There is, however, something deeply wrong about a Christian university hosting a person who shows little evidence of being a Christian and then treating him as if he were a Christian. That is what happened at Liberty University today, and that is the main thing that was wrong. Trump spoke at Liberty University’s convocation—a meeting that resembles a Christian chapel service. It began with the students singing together songs of praise—the kind that you might sing at your average evangelical church. The pastor leading the service then led the congregation in prayer and reported on local mission activities of Liberty students.
Then the President of the University—Jerry Falwell, Jr.—took the stage to introduce Trump. Even though Falwell clarified that the University wasn’t endorsing Trump for President and that other candidates had also been invited, Falwell went on to give what could only be construed as a personal endorsement of Trump. He said that he admired Trump’s candor and willingness to be politically incorrect, even comparing Trump to his own late father Jerry Falwell, Sr. Falwell even said that Trump had born “fruit” through a life of love and charity to others. In every way, Liberty framed Trump’s appearance as if it were a Christian message from a Christian person. The only problem with this is that it was not clearly either one of those things. Here’s why.
Trump has given little to no evidence of actually being a Christian–at least in the way that Liberty has heretofore defined it. That is not to say that Trump doesn’t claim to be a Christian. Indeed, in his speech he claimed to be a protestant and a Presbyterian. Shouldn’t we just take him at his word? For the moment, let us set aside whether we think his policy proposals are consistently Christian. Just consider how Trump has described in his own words his Christian commitment. Trump has said that he has never asked God for forgiveness. Why? Because he says he doesn’t need it. Trump has said that he only goes to church at Christmas and Easter. His many divorces are also well-known. What kind of Christian is it that feels no need for forgiveness from his sins? That only gathers with God’s people twice a year for worship? That is involved in what is at best serial monogamy? It may be a “Christian” that is Christian in name only, not in reality.
None of these items is an unforgivable error, but they do appear to be un-repented of error. If he were applying for membership in the church where I pastor, he would not be allowed to join while having these errors in tow. If he were already a member and persisted in these errors, we would excommunicate him. In short, we would treat him as if he were not a born-again believer in the Lord Jesus. What we would not do is put him on a platform and tell everyone that he has born the “fruit” of authentic Christianity—much less invite him to give a speech in a slot that is typically reserved for Christian preaching. To do such a thing would be to call light darkness and darkness light (Isaiah 5:20). To put him before the people, to endorse his message, and to treat him as a fruit-bearing Christian is to “participate in his evil deeds” (2 John 11).

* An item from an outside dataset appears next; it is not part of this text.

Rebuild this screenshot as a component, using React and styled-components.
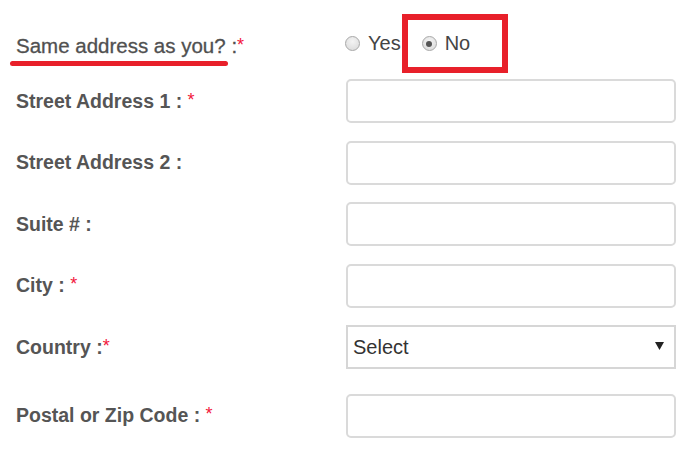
import React, { useState } from "react"
import styled, { createGlobalStyle } from 'styled-components'

const GlobalStyle = createGlobalStyle`
  body {
    margin: 0;
    background: #fff;
    font-family: 'Liberation Sans', Arial, sans-serif;
  }
`

const Form = styled.form`
  display: flex;
  flex-direction: column;
  gap: 17.5px;
  padding: 14px 0 0 16px;
  width: 660px;
`

const Row = styled.div`
  display: flex;
  align-items: center;
  margin-top: ${p => p.$pushDown || 0}px;
  margin-bottom: ${p => p.$pushUp || 0}px;
`

const Label = styled.label`
  width: 330px;
  flex-shrink: 0;
  font-size: 19.5px;
  font-weight: bold;
  color: #555;
`

const QuestionLabel = styled.div`
  width: 329px;
  flex-shrink: 0;
  font-size: 20.5px;
  color: #505050;
  padding-top: 4px;
  -webkit-text-stroke: 0.3px #505050;
`

const Underlined = styled.span`
  position: relative;
  &::after {
    content: '';
    position: absolute;
    left: -6px;
    right: -2px;
    bottom: -9px;
    height: 5px;
    border-radius: 3px;
    background: #e8202a;
  }
`

const Required = styled.span`
  color: #f2163c;
  font-weight: normal;
  font-size: 18px;
  vertical-align: 2px;
  -webkit-text-stroke: 0;
`

const RadioGroup = styled.div`
  display: flex;
  align-items: center;
`

const RadioOption = styled.label`
  display: flex;
  align-items: center;
  gap: 8px;
  font-size: 20px;
  color: #444;
  height: ${p => (p.$highlighted ? 47 : 59)}px;
  padding: ${p => (p.$highlighted ? '0 32px 0 14px' : '0 1px 0 0')};
  border: ${p => (p.$highlighted ? '6px solid #e8202a' : 'none')};
`

const Radio = styled.input`
  appearance: none;
  margin: 0;
  width: 15px;
  height: 15px;
  border-radius: 50%;
  border: 1px solid #a8a8a8;
  background: radial-gradient(circle at 50% 35%, #f4f4f4 0%, #d8d8d8 100%);
  position: relative;
  &:checked::after {
    content: '';
    position: absolute;
    top: 3.5px;
    left: 3.5px;
    width: 6px;
    height: 6px;
    border-radius: 50%;
    background: #555;
  }
`

const TextInput = styled.input`
  box-sizing: border-box;
  width: 331px;
  height: 44px;
  border: 2px solid #dadada;
  border-radius: 5px;
  padding: 0 8px;
  font-size: 19px;
  font-family: inherit;
  outline: none;
`

const SelectWrap = styled.div`
  position: relative;
  width: 331px;
  height: 44px;
`

const Select = styled.select`
  appearance: none;
  box-sizing: border-box;
  width: 100%;
  height: 100%;
  border: 2px solid #d6d6d6;
  border-radius: 0;
  background: #fff;
  padding: 0 5px;
  font-size: 20px;
  font-family: inherit;
  color: #333;
  outline: none;
`

const Arrow = styled.svg`
  position: absolute;
  right: 12px;
  top: 17px;
  pointer-events: none;
`

const fields = [
  { label: 'Street Address 1 : ', req: true },
  { label: 'Street Address 2 :', req: false },
  { label: 'Suite # :', req: false },
  { label: 'City : ', req: true },
]

export default () => {
  const [same, setSame] = useState('no')

  return <>
    <GlobalStyle />
    <Form action='#' onSubmit={e => e.preventDefault()}>
      <Row $pushUp={-11.5}>
        <QuestionLabel>
          <Underlined>Same address as you?</Underlined> :<Required>*</Required>
        </QuestionLabel>
        <RadioGroup>
          <RadioOption>
            <Radio type='radio' name='same' checked={same === 'yes'} onChange={() => setSame('yes')} />
            Yes
          </RadioOption>
          <RadioOption $highlighted>
            <Radio type='radio' name='same' checked={same === 'no'} onChange={() => setSame('no')} />
            No
          </RadioOption>
        </RadioGroup>
      </Row>
      {fields.map(f => (
        <Row key={f.label}>
          <Label>{f.label}{f.req && <Required>*</Required>}</Label>
          <TextInput type='text' />
        </Row>
      ))}
      <Row>
        <Label>Country :<Required>*</Required></Label>
        <SelectWrap>
          <Select defaultValue=''>
            <option value=''>Select</option>
          </Select>
          <Arrow width='9' height='8' viewBox='0 0 9 8'>
            <path d='M0 0 H9 L4.5 8 Z' fill='#222' />
          </Arrow>
        </SelectWrap>
      </Row>
      <Row $pushDown={7}>
        <Label>Postal or Zip Code : <Required>*</Required></Label>
        <TextInput type='text' />
      </Row>
    </Form>
  </>
}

Also, it doesn’t serve Trump to leave the truth of the gospel in obscurity. What Trump needs is what all of us have needed. We need to know that we are sinners and are in desperate need of reconciliation with a holy God. If there is one thing we need in this life, it’s forgiveness from our offended Maker. The good news is that our Maker loves us and his sent his Son Jesus to die for our sins. He has resurrected Jesus from the dead to give us eternal life. Anyone who repents of their sin and believes in this Savior will taste real forgiveness and the life-transforming power of the Holy Spirit. That message is for any and everyone who will have it, and it is totally free. It may advance a political agenda to leave these things in obscurity, but it doesn’t advance the kingdom of God.
Donald Trump doesn’t have to be a Christian in order to run for president or to speak at Liberty University. But Liberty University—as a Christian institution of higher learning—has a responsibility not to confuse people about what Christianity is. And today they fell short of that in a big way.